Topic

This project aims to generate galaxy images based on data provided by the Hubble Space Telescope (HST). To do so, we are implementing an unsupervised machine learning technique called a Variational Autoencoder (Vae) based on statistical Bayesian inference. The trained Vae model allows us to decode a random latent variable $z$ sampled from a normal distribution $\mathcal{N}(0;1)$ into a realistic galaxy image. For further information on the general Vae model, please read : Auto-encoding Variational Bayes, Kingma and Welling, 2014.

We used two datasets :

47 955 galaxies from Hubble's famous Deep Field image (the images have
128 $\times$ 128 pixels)
81 499 galaxies and their associated redshifts from the Cosmic Survey (the images have 158 $\times$ 158 pixels)

For each dataset, we developped a $\beta$-Vae architecture. For galaxy image generation, we found that the reconstruction performance of our model is better with low value for $\beta$. In our case, we fixed this hyperparameter to $\beta = 0.1$ during the whole training process.

Based on Kihyuk Sohn's paper, we even implemented a Conditional Vae on the second dataset with the redshifts of each galaxy. In the end, our conditional vae is able to generate galaxy structures for a specific redshift. We can even do an interpolation of the same galaxy structure for different redshifts.

Models architecture

In the folder Models architecture, you will find the details of the different models used.

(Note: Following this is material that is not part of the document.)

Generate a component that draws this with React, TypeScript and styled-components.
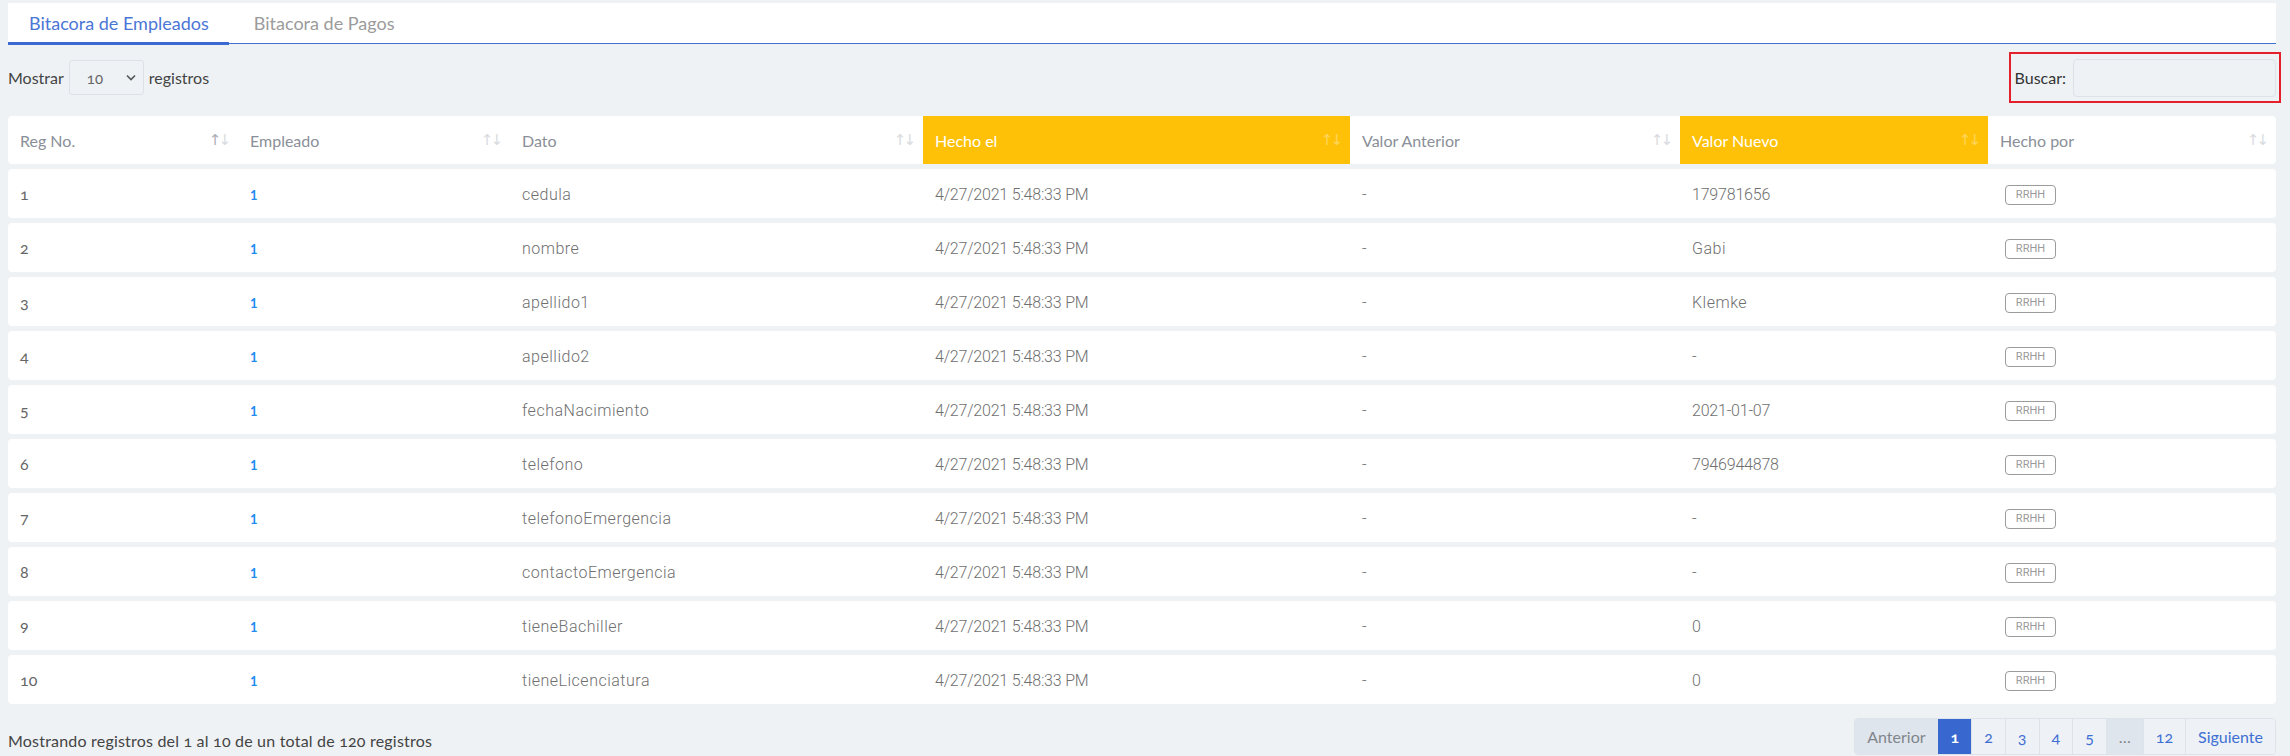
import React from "react";
import styled, { createGlobalStyle, css } from "styled-components";

const Global = createGlobalStyle`
  html, body { margin: 0; padding: 0; background: #eef2f5; }
  body { font-family: Lato, "Open Sans", sans-serif; color: #444; }
  * { box-sizing: border-box; }
`;

const Page = styled.div`
  width: 2268px;
  margin-left: 8px;
  padding-top: 3px;
`;

const TabBar = styled.nav`
  display: flex;
  height: 41px;
  background: #fff;
  border-bottom: 1px solid #3f6fd3;
`;

const Tab = styled.div<{ $active?: boolean }>`
  position: relative;
  display: flex;
  align-items: center;
  padding: 0 20px 0 21px;
  font-size: 18px;
  color: ${(p) => (p.$active ? "#4a76d6" : "#9b9b9b")};
  & + & { padding-left: 25px; }
  ${(p) =>
    p.$active &&
    css`
      &::after {
        content: "";
        position: absolute;
        left: 0;
        right: 0;
        bottom: -2px;
        height: 3px;
        background: #3b6bd2;
      }
    `}
`;

const Toolbar = styled.div`
  display: flex;
  justify-content: space-between;
  align-items: center;
  margin-top: 13px;
  height: 41px;
`;

const Length = styled.label`
  display: flex;
  align-items: center;
  gap: 5px;
  font-size: 16px;
  color: #444;
`;

const SelectBox = styled.div`
  position: relative;
  display: flex;
  align-items: center;
  width: 75px;
  height: 35px;
  padding-left: 17px;
  border: 1px solid #dde2e8;
  border-radius: 3px;
  font-size: 15px;
  color: #666;
  font-variant-numeric: oldstyle-nums;
`;

const Chevron = styled.svg`
  position: absolute;
  right: 7px;
  top: 50%;
  margin-top: -4px;
`;

const SearchWrap = styled.label`
  display: flex;
  align-items: center;
  gap: 7px;
  height: 41px;
  padding-left: 1px;
  outline: 2px solid #e3202b;
  outline-offset: 3px;
  font-size: 16px;
  color: #333;
`;

const SearchInput = styled.input`
  width: 203px;
  height: 38px;
  border: 1px solid #dde2e8;
  border-radius: 4px;
  background: transparent;
  outline: none;
`;

const Table = styled.table`
  width: 2268px;
  margin-top: 13px;
  border-collapse: separate;
  border-spacing: 0 5px;
  table-layout: fixed;
`;

const Th = styled.th<{ $hl?: boolean }>`
  height: 48px;
  padding: 0 7px 0 12px;
  text-align: left;
  font-weight: 400;
  font-size: 16px;
  color: ${(p) => (p.$hl ? "#ffffff" : "#8a8f98")};
  background: ${(p) => (p.$hl ? "#ffc107" : "#ffffff")};
  &:first-child { border-radius: 4px 0 0 4px; }
  &:last-child { border-radius: 0 4px 4px 0; }
`;

const HeadInner = styled.div`
  display: flex;
  align-items: center;
  justify-content: space-between;
`;

const Sort = styled.span<{ $hl?: boolean; $asc?: boolean }>`
  display: flex;
  font-family: "DejaVu Sans", sans-serif;
  font-size: 15px;
  letter-spacing: -3px;
  padding-right: 3px;
  color: ${(p) => (p.$hl ? "rgba(255,255,255,0.35)" : "#d8dbdf")};
  & > span:first-child {
    color: ${(p) => (p.$asc ? "#a9aeb5" : "inherit")};
  }
`;

const Td = styled.td`
  height: 49px;
  padding: 0 12px;
  background: #fff;
  color: #7d7d7d;
  &:first-child { border-radius: 4px 0 0 4px; }
  &:last-child { border-radius: 0 4px 4px 0; }
`;

const RegNo = styled.span`
  font-size: 16px;
  color: #666;
  font-variant-numeric: oldstyle-nums;
`;

const EmpLink = styled.a`
  font-size: 13px;
  font-weight: 700;
  color: #1f8cf0;
  text-decoration: none;
`;

const Data = styled.span<{ $num?: boolean }>`
  font-family: Roboto, sans-serif;
  font-weight: 300;
  font-size: 16px;
  letter-spacing: ${(p) => (p.$num ? "-0.2px" : "0.5px")};
  color: #6f6f6f;
`;

const Badge = styled.span`
  display: inline-flex;
  align-items: center;
  justify-content: center;
  width: 51px;
  height: 20px;
  margin-left: 5px;
  border: 1px solid #9c9c9c;
  border-radius: 4px;
  font-family: Roboto, sans-serif;
  font-size: 11px;
  color: #9a9a9a;
`;

const Footer = styled.div`
  display: flex;
  justify-content: space-between;
  align-items: center;
  margin-top: 9px;
`;

const Info = styled.div`
  padding-top: 8px;
  font-size: 16px;
  letter-spacing: 0.2px;
  color: #444;
  font-variant-numeric: oldstyle-nums;
`;

const Pager = styled.div`
  display: flex;
  height: 37px;
  border: 1px solid #dde3ea;
  border-radius: 4px;
  overflow: hidden;
`;

const PageItem = styled.span<{ $state?: "active" | "disabled" | "normal" }>`
  display: flex;
  align-items: center;
  justify-content: center;
  padding: 0 12px;
  font-size: 16px;
  font-variant-numeric: oldstyle-nums;
  border-left: 1px solid #dde3ea;
  &:first-child { border-left: none; }
  ${(p) =>
    p.$state === "active"
      ? css`
          background: #3767cf;
          color: #fff;
          font-weight: 700;
          border-left-color: #3767cf;
        `
      : p.$state === "disabled"
      ? css`
          background: #dfe5ec;
          color: #7f858c;
        `
      : css`
          background: #eef2f6;
          color: #3f6fd3;
        `}
`;

const columns = [
  { label: "Reg No.", w: 230, asc: true },
  { label: "Empleado", w: 272 },
  { label: "Dato", w: 413 },
  { label: "Hecho el", w: 427, hl: true },
  { label: "Valor Anterior", w: 330 },
  { label: "Valor Nuevo", w: 308, hl: true },
  { label: "Hecho por", w: 288 },
];

const rows: [string, string][] = [
  ["cedula", "179781656"],
  ["nombre", "Gabi"],
  ["apellido1", "Klemke"],
  ["apellido2", "-"],
  ["fechaNacimiento", "2021-01-07"],
  ["telefono", "7946944878"],
  ["telefonoEmergencia", "-"],
  ["contactoEmergencia", "-"],
  ["tieneBachiller", "0"],
  ["tieneLicenciatura", "0"],
];

const isNum = (s: string) => /^[\d-]+$/.test(s);

export default function App() {
  return (
    <>
      <Global />
      <Page>
        <TabBar>
          <Tab $active>Bitacora de Empleados</Tab>
          <Tab>Bitacora de Pagos</Tab>
        </TabBar>

        <Toolbar>
          <Length>
            Mostrar
            <SelectBox>
              10
              <Chevron width="10" height="7" viewBox="0 0 10 7">
                <path d="M1 1.5 L5 5.5 L9 1.5" fill="none" stroke="#555" strokeWidth="1.6" />
              </Chevron>
            </SelectBox>
            registros
          </Length>
          <SearchWrap>
            Buscar:
            <SearchInput type="search" />
          </SearchWrap>
        </Toolbar>

        <Table>
          <colgroup>
            {columns.map((c) => (
              <col key={c.label} style={{ width: c.w }} />
            ))}
          </colgroup>
          <thead>
            <tr>
              {columns.map((c) => (
                <Th key={c.label} $hl={c.hl}>
                  <HeadInner>
                    <span>{c.label}</span>
                    <Sort $hl={c.hl} $asc={c.asc}>
                      <span>↑</span>
                      <span>↓</span>
                    </Sort>
                  </HeadInner>
                </Th>
              ))}
            </tr>
          </thead>
          <tbody>
            {rows.map(([dato, nuevo], i) => (
              <tr key={i}>
                <Td>
                  <RegNo>{i + 1}</RegNo>
                </Td>
                <Td>
                  <EmpLink href="#">1</EmpLink>
                </Td>
                <Td>
                  <Data>{dato}</Data>
                </Td>
                <Td>
                  <Data $num>4/27/2021 5:48:33 PM</Data>
                </Td>
                <Td>
                  <Data>-</Data>
                </Td>
                <Td>
                  <Data $num={isNum(nuevo)}>{nuevo}</Data>
                </Td>
                <Td>
                  <Badge>RRHH</Badge>
                </Td>
              </tr>
            ))}
          </tbody>
        </Table>

        <Footer>
          <Info>Mostrando registros del 1 al 10 de un total de 120 registros</Info>
          <Pager>
            <PageItem $state="disabled">Anterior</PageItem>
            <PageItem $state="active">1</PageItem>
            <PageItem>2</PageItem>
            <PageItem>3</PageItem>
            <PageItem>4</PageItem>
            <PageItem>5</PageItem>
            <PageItem $state="disabled">…</PageItem>
            <PageItem>12</PageItem>
            <PageItem>Siguiente</PageItem>
          </Pager>
        </Footer>
      </Page>
    </>
  );
}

First, two disentangled Vae models (one per dataset) with almost the same architecture (just a few changes made to the convolutional layers arguments due to the image size difference for each dataset). The models can take as input either a value or an array for the hyperparameter $\beta$. It can be interesting if you want to make $\beta$ change during the training process (i.e. $\beta$ increasing over each epoch). After experimentation of different behaviour for $\beta$, we concluded that we obtain the best model by fixing this hyperparameter to $\beta = 0.1$. We observe the same thibg for the conditional Vaes.

Then, three Conditional Vae models (for the second dataset):

cvae: new input created by concatenation of the redshifts to the galaxy images into a second channel which is fed to the CNN. Then, we concatenate the redshifts to the latent variable $z$ into a second channel. The final output is the reconstructed galaxy image.

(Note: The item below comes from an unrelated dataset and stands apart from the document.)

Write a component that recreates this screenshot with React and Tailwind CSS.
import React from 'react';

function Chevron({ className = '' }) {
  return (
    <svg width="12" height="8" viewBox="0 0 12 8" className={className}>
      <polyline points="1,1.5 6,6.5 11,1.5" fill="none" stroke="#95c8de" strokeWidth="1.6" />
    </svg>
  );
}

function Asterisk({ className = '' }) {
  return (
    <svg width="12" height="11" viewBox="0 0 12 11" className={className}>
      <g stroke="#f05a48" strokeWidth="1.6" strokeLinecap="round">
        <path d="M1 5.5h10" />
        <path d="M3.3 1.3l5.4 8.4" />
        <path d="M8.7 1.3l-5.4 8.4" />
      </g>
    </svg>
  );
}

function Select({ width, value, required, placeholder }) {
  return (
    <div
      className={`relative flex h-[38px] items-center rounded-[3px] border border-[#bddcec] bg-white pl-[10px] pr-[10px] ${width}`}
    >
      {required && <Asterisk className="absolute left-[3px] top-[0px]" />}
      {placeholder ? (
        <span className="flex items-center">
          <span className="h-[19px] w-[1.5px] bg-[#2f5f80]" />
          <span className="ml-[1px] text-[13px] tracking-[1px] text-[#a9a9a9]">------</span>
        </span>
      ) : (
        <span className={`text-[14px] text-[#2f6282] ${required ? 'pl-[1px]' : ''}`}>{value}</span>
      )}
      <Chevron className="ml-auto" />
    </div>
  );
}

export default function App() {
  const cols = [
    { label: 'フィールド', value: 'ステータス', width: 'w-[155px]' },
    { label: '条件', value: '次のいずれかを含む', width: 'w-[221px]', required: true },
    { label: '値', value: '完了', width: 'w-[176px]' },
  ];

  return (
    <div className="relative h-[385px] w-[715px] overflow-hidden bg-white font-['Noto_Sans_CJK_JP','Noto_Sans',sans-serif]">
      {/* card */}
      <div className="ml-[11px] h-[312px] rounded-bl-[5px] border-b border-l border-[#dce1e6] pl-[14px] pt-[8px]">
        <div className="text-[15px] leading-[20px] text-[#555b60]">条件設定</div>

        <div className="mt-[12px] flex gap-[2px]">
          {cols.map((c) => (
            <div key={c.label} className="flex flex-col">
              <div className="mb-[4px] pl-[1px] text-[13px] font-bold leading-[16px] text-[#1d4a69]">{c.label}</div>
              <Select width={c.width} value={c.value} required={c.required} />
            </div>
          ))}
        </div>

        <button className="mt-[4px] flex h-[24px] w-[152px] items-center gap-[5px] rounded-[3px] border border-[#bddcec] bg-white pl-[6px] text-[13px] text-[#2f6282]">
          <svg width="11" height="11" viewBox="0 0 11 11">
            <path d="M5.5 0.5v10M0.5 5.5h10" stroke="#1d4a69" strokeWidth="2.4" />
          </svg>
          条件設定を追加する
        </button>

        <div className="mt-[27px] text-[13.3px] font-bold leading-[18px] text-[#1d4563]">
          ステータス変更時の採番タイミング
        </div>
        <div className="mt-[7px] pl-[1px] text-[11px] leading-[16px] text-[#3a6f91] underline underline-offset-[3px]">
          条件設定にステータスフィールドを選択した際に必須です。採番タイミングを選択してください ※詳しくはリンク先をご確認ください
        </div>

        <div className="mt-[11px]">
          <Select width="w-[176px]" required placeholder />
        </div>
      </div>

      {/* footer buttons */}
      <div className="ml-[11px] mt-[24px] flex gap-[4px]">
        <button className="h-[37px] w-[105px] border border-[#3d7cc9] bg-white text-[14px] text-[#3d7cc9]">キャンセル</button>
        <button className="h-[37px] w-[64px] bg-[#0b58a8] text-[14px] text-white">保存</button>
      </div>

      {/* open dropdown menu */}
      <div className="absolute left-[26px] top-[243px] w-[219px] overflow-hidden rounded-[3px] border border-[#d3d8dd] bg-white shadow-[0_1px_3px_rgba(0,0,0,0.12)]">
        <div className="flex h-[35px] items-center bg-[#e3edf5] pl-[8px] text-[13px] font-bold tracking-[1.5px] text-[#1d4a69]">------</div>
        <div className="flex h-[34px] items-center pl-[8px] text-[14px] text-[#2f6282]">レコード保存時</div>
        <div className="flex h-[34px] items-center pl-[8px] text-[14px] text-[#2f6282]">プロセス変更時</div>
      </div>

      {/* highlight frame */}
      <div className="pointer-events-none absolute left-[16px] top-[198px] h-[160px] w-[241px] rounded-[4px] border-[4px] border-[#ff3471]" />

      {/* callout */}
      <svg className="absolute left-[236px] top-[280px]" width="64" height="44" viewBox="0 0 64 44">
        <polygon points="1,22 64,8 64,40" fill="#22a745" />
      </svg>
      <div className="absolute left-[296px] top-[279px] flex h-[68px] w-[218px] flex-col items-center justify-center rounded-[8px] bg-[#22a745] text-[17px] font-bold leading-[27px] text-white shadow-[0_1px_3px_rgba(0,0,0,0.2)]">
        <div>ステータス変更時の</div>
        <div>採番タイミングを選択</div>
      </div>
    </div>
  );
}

cvae2: concatenation of the redshifts to the output of the encoder's CNN and to the latent variable $z$ before decoding.

fancy_cvae: similar to cvae but the final output is a prediction of the galaxy images and the redshifts.

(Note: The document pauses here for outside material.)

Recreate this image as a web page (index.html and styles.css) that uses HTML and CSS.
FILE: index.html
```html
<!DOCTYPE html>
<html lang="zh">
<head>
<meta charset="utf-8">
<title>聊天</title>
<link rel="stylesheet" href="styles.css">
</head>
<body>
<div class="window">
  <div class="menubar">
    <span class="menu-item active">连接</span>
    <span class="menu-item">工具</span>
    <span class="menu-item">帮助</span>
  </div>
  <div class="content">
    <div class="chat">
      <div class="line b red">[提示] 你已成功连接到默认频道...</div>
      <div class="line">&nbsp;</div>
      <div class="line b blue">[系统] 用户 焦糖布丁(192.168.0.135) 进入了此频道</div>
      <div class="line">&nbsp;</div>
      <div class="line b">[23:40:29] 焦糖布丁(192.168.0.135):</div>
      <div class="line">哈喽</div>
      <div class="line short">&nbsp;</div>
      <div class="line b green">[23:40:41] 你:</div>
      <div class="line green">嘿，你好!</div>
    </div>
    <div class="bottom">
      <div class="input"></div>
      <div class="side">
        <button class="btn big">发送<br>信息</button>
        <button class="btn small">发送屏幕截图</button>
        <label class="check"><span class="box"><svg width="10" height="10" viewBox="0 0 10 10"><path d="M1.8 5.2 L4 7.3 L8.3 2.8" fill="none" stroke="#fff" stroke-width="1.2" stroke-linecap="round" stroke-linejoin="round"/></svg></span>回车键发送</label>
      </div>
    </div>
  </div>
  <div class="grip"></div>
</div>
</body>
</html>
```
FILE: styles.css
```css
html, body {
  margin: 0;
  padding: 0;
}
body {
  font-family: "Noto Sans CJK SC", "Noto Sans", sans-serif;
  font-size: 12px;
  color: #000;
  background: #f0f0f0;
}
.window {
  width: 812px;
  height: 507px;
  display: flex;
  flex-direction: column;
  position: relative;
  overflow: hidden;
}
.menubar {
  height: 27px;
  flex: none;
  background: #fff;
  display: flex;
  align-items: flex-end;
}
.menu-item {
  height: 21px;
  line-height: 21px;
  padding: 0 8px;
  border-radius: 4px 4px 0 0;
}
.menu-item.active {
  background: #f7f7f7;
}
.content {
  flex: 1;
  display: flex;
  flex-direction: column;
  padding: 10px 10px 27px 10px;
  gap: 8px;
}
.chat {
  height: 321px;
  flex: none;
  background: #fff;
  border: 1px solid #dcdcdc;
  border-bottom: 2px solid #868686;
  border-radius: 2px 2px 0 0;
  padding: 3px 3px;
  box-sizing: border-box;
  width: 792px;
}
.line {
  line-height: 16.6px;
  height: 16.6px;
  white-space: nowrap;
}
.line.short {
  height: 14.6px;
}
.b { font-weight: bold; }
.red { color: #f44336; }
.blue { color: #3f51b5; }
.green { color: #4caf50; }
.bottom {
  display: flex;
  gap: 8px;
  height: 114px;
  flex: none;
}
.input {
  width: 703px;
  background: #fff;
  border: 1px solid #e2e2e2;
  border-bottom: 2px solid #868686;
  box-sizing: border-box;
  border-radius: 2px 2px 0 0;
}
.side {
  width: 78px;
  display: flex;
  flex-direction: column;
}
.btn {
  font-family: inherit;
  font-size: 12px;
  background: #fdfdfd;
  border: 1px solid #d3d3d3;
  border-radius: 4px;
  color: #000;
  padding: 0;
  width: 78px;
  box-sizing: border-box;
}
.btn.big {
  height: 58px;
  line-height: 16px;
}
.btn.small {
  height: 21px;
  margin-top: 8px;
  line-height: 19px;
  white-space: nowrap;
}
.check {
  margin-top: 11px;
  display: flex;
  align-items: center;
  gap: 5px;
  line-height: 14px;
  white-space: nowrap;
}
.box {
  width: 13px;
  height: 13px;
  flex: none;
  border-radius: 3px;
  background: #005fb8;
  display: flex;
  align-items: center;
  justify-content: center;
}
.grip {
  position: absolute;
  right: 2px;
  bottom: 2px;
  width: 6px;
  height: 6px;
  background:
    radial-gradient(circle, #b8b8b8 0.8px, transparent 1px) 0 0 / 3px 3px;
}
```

The performance of these architectures is really similar. The unique noteworthy difference is the training time which is shorter by 20 sec/epoch for cvae2 compared to the others, so I would recommend using the cvae2 architecture for conditioned galaxy image generation.

Notebooks

In the folder notebooks, you will find all the code related to each model's training and the evaluation of its performance:

Loss
Image reconstruction
Image generation
Latent space visualization

How to improve the current model?

Normalizing flows

Currently, we are generating images by giving some random samples of a Gaussian $\mathcal{N}(0,I)$ to the decoder. Since we are working with a disentangled conditional vae, we don't really know if these samples give us a good representation of our latent space. In fact, they are very unlikely to give us a good representation when $\beta$ is close to 0. We can visualize the latent space with 2d histograms to see if it's the case but it would be great to have a method to be sure we sample directly from the latent space. That's why the next step would be to implement a Normalizing flow to learn an invertible transformation from the rather "complex" probability distribution learnt by the vae to a simple Normal distribution. This would help the decoder during the generative process.

Bigger dataset

Training our model on a bigger dataset (314 000 galaxy images instead of 81 500).

Fine-tuning of the model

We could maybe improve the results with some fine-tuning of the hyperparameters of the model or with different machine learning approaches that are not implemented yet (e.g. learning rate decay).